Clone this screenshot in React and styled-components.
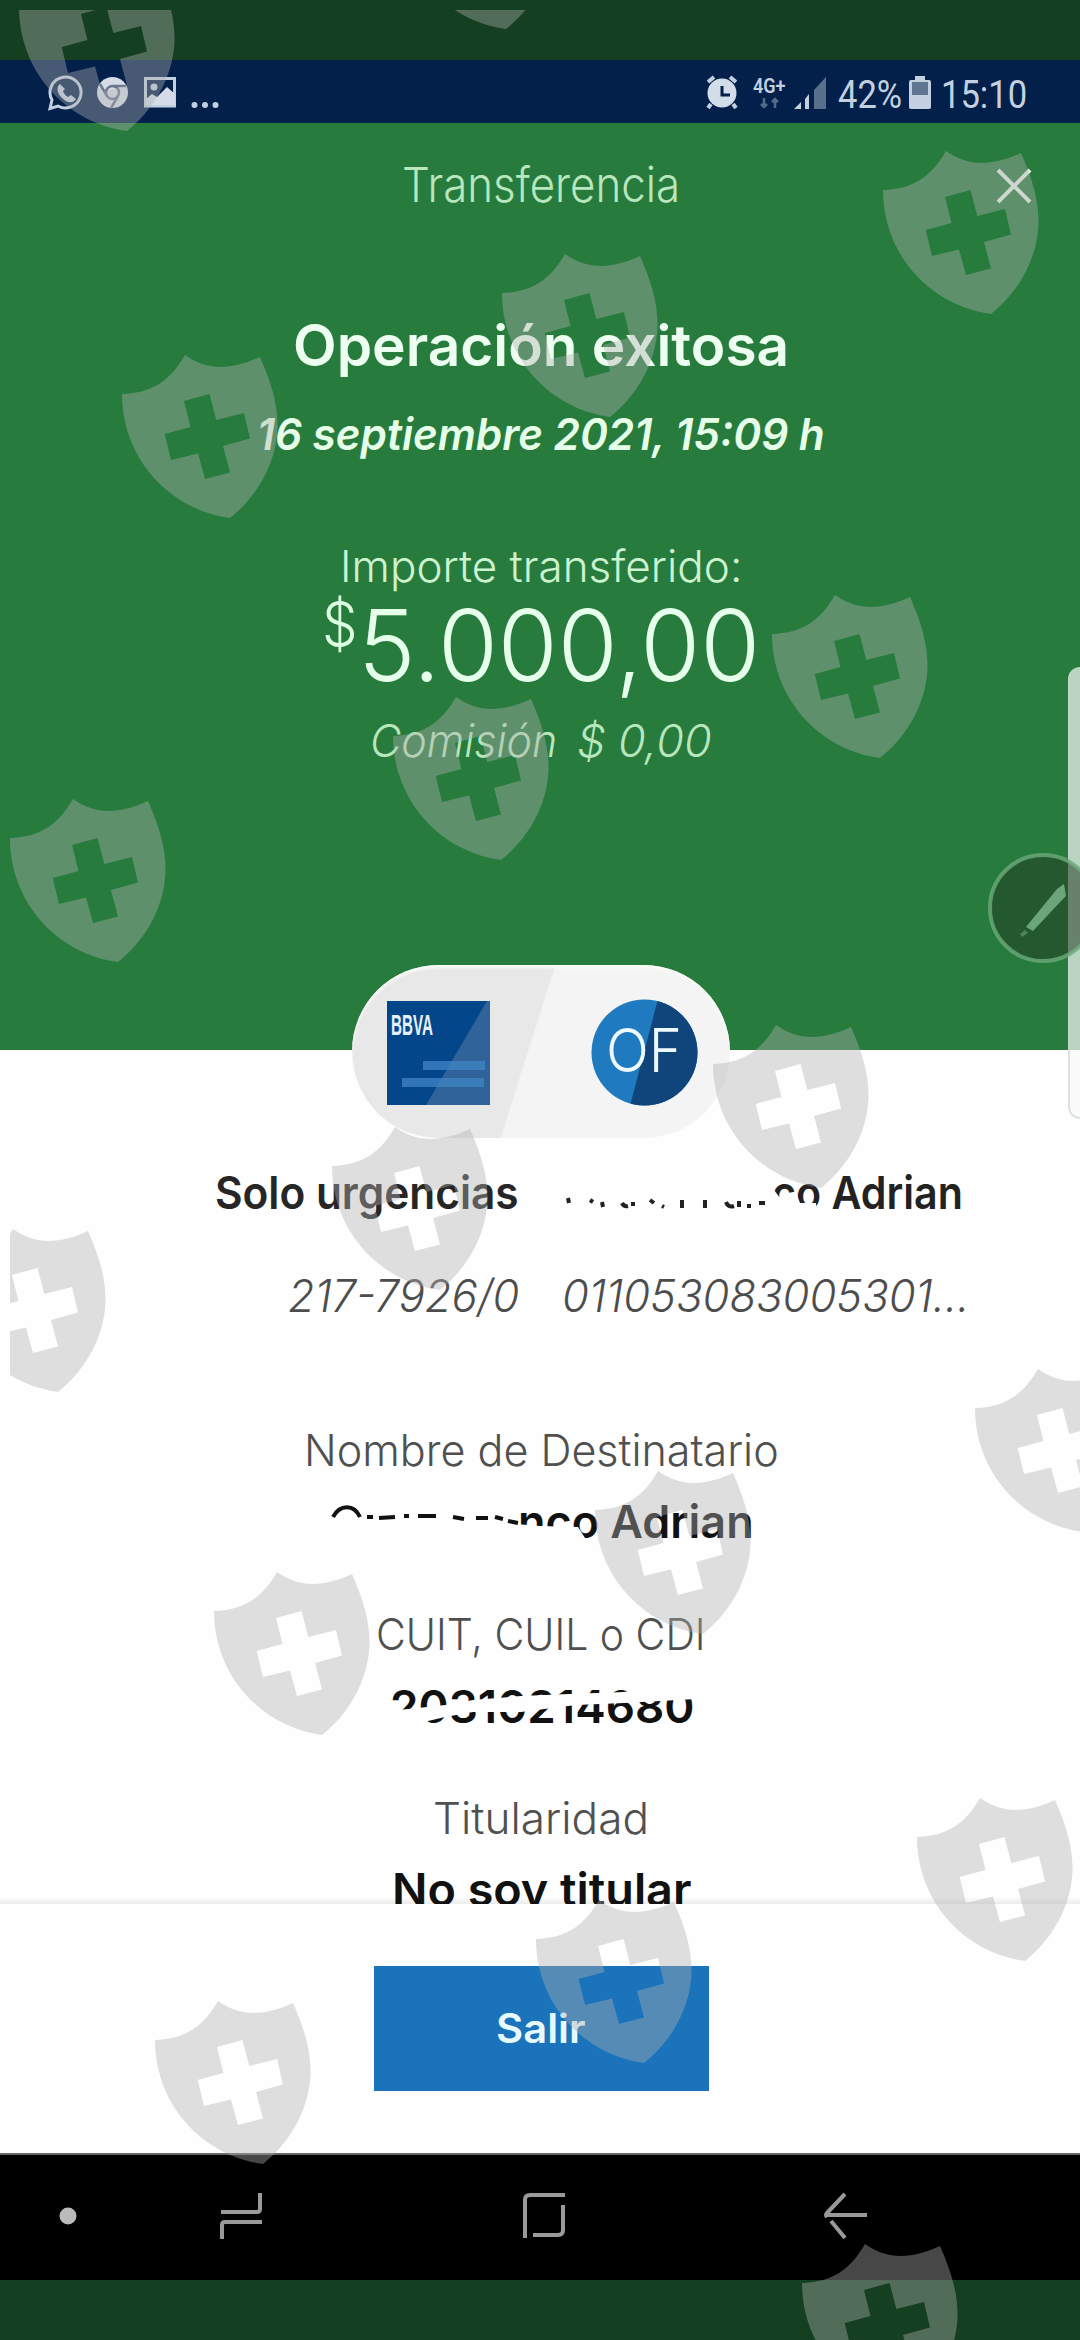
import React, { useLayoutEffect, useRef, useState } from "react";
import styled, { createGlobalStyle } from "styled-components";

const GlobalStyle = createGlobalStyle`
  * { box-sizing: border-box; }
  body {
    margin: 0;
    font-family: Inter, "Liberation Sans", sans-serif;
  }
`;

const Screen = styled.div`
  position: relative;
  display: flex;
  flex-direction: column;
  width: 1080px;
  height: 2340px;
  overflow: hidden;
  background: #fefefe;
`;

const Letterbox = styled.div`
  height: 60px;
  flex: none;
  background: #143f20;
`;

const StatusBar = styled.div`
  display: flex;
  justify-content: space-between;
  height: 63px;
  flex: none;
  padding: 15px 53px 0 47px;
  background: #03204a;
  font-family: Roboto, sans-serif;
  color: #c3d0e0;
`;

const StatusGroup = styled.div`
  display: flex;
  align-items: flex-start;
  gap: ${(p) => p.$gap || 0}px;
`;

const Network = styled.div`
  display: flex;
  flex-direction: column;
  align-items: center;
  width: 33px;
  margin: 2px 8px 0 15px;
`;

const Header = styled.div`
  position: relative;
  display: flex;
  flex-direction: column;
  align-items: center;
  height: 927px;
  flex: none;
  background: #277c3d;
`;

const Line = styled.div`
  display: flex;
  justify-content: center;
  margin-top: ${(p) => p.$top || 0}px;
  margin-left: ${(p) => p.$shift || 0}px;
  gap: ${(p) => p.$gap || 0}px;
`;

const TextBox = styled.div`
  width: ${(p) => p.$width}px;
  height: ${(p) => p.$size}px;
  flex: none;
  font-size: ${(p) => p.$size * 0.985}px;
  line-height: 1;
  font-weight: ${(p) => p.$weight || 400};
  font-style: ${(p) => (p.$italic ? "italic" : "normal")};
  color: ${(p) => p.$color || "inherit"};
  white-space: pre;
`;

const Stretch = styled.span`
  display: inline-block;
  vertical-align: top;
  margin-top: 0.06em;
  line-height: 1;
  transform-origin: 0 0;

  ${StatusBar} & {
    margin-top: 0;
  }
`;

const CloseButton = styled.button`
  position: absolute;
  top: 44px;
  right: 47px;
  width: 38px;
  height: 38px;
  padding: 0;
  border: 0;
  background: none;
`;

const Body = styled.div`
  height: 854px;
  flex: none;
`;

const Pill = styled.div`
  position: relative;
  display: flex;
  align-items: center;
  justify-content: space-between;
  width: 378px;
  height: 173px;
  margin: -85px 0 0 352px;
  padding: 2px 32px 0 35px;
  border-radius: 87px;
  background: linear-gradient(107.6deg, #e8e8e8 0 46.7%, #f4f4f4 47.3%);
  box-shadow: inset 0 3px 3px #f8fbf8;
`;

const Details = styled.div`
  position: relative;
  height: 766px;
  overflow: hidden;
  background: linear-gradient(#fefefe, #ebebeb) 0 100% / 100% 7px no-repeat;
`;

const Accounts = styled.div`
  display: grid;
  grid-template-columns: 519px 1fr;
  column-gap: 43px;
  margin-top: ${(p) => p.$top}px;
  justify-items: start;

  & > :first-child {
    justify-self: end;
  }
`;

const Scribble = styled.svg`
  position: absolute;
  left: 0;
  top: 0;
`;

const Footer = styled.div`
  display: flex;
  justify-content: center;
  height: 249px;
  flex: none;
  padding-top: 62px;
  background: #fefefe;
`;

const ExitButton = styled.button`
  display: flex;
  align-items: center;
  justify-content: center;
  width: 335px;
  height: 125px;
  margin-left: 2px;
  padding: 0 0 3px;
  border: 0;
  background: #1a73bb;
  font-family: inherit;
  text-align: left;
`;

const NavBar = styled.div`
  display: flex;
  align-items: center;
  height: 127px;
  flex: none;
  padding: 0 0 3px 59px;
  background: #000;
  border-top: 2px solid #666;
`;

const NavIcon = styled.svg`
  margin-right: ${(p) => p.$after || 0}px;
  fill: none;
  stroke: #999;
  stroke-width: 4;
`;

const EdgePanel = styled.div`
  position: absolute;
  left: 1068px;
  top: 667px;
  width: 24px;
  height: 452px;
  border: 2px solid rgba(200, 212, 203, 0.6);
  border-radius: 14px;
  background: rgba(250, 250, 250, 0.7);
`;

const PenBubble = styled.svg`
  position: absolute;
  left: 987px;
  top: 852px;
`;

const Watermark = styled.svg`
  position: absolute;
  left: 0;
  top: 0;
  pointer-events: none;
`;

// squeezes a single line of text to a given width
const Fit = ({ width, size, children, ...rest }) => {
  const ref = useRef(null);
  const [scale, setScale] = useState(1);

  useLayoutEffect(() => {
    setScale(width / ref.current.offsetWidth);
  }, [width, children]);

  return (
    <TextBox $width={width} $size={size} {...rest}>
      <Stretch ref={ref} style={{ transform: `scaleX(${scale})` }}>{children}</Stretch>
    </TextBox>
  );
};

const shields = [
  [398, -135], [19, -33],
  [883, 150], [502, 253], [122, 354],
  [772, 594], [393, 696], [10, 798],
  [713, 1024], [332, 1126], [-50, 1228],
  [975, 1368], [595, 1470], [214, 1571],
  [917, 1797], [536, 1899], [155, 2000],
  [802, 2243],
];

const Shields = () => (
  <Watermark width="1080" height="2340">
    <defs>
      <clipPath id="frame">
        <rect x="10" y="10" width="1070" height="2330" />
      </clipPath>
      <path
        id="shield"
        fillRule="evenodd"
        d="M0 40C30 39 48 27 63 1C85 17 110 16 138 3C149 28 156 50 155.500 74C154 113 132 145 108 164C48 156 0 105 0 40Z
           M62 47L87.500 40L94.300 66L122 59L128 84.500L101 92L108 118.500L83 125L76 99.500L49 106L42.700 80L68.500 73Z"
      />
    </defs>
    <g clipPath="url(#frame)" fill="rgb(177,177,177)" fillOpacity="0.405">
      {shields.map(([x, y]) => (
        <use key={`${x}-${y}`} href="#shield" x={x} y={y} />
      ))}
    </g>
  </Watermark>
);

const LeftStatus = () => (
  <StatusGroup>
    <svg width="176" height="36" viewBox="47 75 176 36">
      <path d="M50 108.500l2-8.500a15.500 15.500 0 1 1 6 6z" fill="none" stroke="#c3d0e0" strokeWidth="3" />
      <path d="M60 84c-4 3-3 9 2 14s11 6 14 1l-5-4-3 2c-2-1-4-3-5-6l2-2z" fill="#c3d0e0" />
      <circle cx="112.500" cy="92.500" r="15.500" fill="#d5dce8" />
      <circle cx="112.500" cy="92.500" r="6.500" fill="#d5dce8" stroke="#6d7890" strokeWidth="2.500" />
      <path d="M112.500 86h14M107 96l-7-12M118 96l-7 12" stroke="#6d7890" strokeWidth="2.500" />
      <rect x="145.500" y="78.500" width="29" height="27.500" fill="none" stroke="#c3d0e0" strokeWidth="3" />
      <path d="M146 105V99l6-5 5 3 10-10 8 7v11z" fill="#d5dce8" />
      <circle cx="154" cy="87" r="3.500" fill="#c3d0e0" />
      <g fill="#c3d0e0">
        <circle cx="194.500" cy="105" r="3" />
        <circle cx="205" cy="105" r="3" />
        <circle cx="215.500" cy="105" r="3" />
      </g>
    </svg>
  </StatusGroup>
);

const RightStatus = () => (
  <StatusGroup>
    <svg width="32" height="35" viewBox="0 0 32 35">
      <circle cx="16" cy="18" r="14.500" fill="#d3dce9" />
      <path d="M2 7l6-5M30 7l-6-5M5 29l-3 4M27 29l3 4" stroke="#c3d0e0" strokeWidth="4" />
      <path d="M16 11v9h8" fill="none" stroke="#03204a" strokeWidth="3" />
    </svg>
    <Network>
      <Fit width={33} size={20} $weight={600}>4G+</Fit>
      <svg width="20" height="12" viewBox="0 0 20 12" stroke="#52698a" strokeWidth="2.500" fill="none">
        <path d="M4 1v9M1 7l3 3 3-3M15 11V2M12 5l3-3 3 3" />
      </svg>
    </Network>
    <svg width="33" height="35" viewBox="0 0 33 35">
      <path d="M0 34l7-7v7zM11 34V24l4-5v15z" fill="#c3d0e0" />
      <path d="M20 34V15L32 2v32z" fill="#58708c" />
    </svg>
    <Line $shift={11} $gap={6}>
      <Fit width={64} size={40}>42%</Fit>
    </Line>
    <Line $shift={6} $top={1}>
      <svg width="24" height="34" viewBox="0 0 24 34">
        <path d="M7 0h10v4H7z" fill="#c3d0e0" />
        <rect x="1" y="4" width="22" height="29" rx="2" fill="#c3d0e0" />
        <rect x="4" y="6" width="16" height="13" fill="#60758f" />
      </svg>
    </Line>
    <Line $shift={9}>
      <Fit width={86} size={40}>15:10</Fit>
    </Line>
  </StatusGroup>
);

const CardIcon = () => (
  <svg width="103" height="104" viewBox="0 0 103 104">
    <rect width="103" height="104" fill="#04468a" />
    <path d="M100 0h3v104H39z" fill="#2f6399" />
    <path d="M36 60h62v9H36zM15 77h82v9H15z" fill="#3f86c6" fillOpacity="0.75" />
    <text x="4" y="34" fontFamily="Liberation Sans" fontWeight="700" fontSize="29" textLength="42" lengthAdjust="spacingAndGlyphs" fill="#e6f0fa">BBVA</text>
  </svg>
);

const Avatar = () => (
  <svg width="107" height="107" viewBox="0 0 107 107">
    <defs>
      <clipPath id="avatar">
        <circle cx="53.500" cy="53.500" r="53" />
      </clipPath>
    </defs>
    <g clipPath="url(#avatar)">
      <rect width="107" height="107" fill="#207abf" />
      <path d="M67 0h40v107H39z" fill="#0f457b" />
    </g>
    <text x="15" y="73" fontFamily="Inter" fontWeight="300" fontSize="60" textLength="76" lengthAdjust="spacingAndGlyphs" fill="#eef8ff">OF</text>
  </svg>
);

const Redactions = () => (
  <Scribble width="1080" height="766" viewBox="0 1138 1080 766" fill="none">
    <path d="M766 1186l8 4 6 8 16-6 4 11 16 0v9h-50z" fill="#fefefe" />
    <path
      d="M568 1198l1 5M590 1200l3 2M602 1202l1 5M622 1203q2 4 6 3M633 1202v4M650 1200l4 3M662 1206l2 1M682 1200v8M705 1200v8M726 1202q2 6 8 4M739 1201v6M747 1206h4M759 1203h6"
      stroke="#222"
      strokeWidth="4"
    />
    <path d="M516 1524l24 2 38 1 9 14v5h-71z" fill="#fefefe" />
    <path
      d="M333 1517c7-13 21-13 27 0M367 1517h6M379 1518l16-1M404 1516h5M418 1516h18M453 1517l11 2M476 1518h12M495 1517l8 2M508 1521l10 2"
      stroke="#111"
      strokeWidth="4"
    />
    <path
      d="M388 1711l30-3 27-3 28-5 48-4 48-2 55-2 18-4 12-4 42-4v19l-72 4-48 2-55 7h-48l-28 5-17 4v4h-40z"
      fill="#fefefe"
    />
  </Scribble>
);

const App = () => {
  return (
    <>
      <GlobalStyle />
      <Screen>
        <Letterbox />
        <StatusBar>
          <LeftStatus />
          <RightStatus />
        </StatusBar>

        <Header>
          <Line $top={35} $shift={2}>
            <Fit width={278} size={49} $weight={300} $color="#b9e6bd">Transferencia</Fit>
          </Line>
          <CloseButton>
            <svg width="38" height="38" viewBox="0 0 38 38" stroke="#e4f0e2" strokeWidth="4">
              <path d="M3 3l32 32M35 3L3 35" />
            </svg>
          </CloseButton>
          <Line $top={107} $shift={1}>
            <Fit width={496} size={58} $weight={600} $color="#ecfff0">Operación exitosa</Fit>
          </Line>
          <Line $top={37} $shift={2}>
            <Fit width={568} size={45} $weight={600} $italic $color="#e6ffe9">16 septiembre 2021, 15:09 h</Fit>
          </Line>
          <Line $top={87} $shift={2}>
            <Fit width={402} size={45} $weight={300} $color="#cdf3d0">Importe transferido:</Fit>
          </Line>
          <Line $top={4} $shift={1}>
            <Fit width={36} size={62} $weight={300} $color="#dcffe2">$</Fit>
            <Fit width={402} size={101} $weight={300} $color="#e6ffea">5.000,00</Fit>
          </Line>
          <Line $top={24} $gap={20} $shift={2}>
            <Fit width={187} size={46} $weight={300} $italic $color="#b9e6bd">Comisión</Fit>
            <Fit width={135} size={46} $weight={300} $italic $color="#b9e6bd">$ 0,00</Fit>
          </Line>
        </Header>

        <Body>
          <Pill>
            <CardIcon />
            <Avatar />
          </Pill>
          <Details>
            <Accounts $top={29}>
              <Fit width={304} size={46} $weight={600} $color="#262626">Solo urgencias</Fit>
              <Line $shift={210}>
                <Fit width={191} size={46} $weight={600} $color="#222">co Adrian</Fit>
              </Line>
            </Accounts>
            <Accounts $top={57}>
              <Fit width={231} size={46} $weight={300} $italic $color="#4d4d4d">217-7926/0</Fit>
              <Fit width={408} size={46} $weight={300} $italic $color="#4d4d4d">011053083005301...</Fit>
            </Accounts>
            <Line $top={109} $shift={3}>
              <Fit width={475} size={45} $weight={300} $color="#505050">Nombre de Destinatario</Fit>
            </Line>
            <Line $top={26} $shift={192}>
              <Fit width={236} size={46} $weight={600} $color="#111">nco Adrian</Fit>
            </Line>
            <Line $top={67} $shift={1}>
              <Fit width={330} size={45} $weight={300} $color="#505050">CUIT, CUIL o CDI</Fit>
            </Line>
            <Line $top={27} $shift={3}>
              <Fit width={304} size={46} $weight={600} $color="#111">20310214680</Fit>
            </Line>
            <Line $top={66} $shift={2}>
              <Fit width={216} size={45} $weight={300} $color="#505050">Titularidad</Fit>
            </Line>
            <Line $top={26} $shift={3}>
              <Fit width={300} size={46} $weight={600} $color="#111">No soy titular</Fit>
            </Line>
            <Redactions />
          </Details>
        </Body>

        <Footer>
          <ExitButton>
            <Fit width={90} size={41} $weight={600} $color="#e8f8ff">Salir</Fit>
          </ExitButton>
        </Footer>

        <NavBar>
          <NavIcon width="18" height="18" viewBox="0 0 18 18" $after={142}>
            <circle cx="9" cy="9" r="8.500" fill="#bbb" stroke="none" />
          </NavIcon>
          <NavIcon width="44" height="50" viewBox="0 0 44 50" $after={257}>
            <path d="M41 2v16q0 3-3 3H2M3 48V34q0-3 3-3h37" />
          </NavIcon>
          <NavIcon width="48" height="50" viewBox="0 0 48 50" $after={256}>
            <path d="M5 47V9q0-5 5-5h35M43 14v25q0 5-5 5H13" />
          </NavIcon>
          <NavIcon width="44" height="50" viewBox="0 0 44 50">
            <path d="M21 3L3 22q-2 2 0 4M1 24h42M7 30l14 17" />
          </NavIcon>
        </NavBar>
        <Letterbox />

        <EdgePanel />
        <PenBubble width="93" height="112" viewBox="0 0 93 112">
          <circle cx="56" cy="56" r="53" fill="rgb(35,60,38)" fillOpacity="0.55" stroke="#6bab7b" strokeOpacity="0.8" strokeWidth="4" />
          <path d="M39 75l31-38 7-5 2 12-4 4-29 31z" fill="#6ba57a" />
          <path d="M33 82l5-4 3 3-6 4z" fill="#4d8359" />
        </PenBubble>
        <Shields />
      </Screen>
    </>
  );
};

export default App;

===

Aim:
Gather each line holding the string "components".

Complete output:
Clone this screenshot in React and styled-components.
import styled, { createGlobalStyle } from "styled-components";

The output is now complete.